The power of positive publicity

Hatcher doesn’t go on recruiting trips as often these days due to the visibility of his company in its service area. In the 1990s, Hatcher, outgoing and an entertaining storyteller, advertised and also hosted a garden show on local television. “It didn’t take me long to see that was happening, so I started to focus in that direction,” he continues.

While television boosted his company’s reputation, in more recent years he’s been focusing its efforts on community service, installing almost 90 learning gardens at schools in Memphis and Shelby County under the umbrella of The Kitchen Community. The stated goal of that 10-year-old program is to “connect kids to real food, increase academic achievement, and drive community engagement.”

He’s keenly aware that other factors — apart from pay, as important as it is — influence talented people to consider one job offer over another. “Young people today want to work for a company that they feel is giving back to the causes and needs they support, many of the same things that we, as a company, also support,” says Hatcher.

 

Better facilities, better talent

The good prospects also want to work for a company with modern and clean facilities. This past year Michael Hatcher & Associates relocated from its Memphis location to new headquarters on a 22-acre site in Olive Branch, Mississippi. The company’s new 10,000-square-foot building and surrounding property, featuring environmentally friendly landscape trends and composting, is now known as The Landscape Center. Schools and senior care facilities are being encouraged to visit The Landscape Center for field trips.

Hatcher equates his new headquarters with what major university athletic departments are doing in upgrading their stadia and training facilities to attract talented athletes. “Besides the facility and being reputable, you’ve got to have nice equipment and nice trucks too,” he says. In that regard he sees himself as not only a recruiter but also as “a head coach.”

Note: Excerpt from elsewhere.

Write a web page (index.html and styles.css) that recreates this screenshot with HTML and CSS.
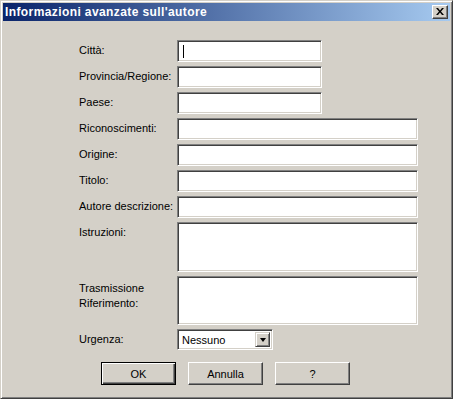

Another characteristic that defines hiring great employees these days, says Hatcher, is their need to see a defined path for their careers and also their mobility, both of which Hatcher is willing to acknowledge upfront with them.

“I have recruited and hired some really good people that I knew weren’t going to stay with me forever. Even so, I’ve told them I want you to come work with us. If they have a goal to someday own their own business I encourage that. That’s the same goal I had. I will tell them there’s nothing wrong with that. Let’s figure out what your career path is as well as being a contributor to Michael Hatcher & Associates,” says Hatcher.

“I am very candid with them in a casual way talking to them about their goals and ambitions. I want to know more about the individual — their personal and professional goals — than I want to know about their skill set.”

Staying on same track

But Hatcher also makes it clear to new hires that their goals as employees must perfectly align with company goals. He uses the analogy of a set of railroad tracks.

“As long as those rails are parallel — the employee is getting what it needs from the company and the company is getting what it needs from the employee — it will allow us both to head in the same direction. That train will run down those rails and pull as big a load as you can imagine. But if there’s ever a deviation in those rails, there’s the possibility of a train wreck. We’ll have to stop the train and let them (employee) off in a respectful way,” says Hatcher.

Yes, his company, like almost all landscape companies, is struggling to hire and retain enough hourly laborers to meet growing demand for landscape services. He sees that problem as being a pay issue.

“Mostly what these people want to know is ‘how much are you going to pay?’ Labor is always a problem and I don’t think we will ever eliminate that problem.”

But while he’s always seeking employees, including laborers, he’s convinced that the talent at the next levels — from crew leaders to supervisors to design/sales — is what separates growing and profitable companies from the others in every market.

“That’s why when I market, I market for two things,” continues Hatcher. “One is for customers, and I’m always marketing and recruiting for good employees, too.”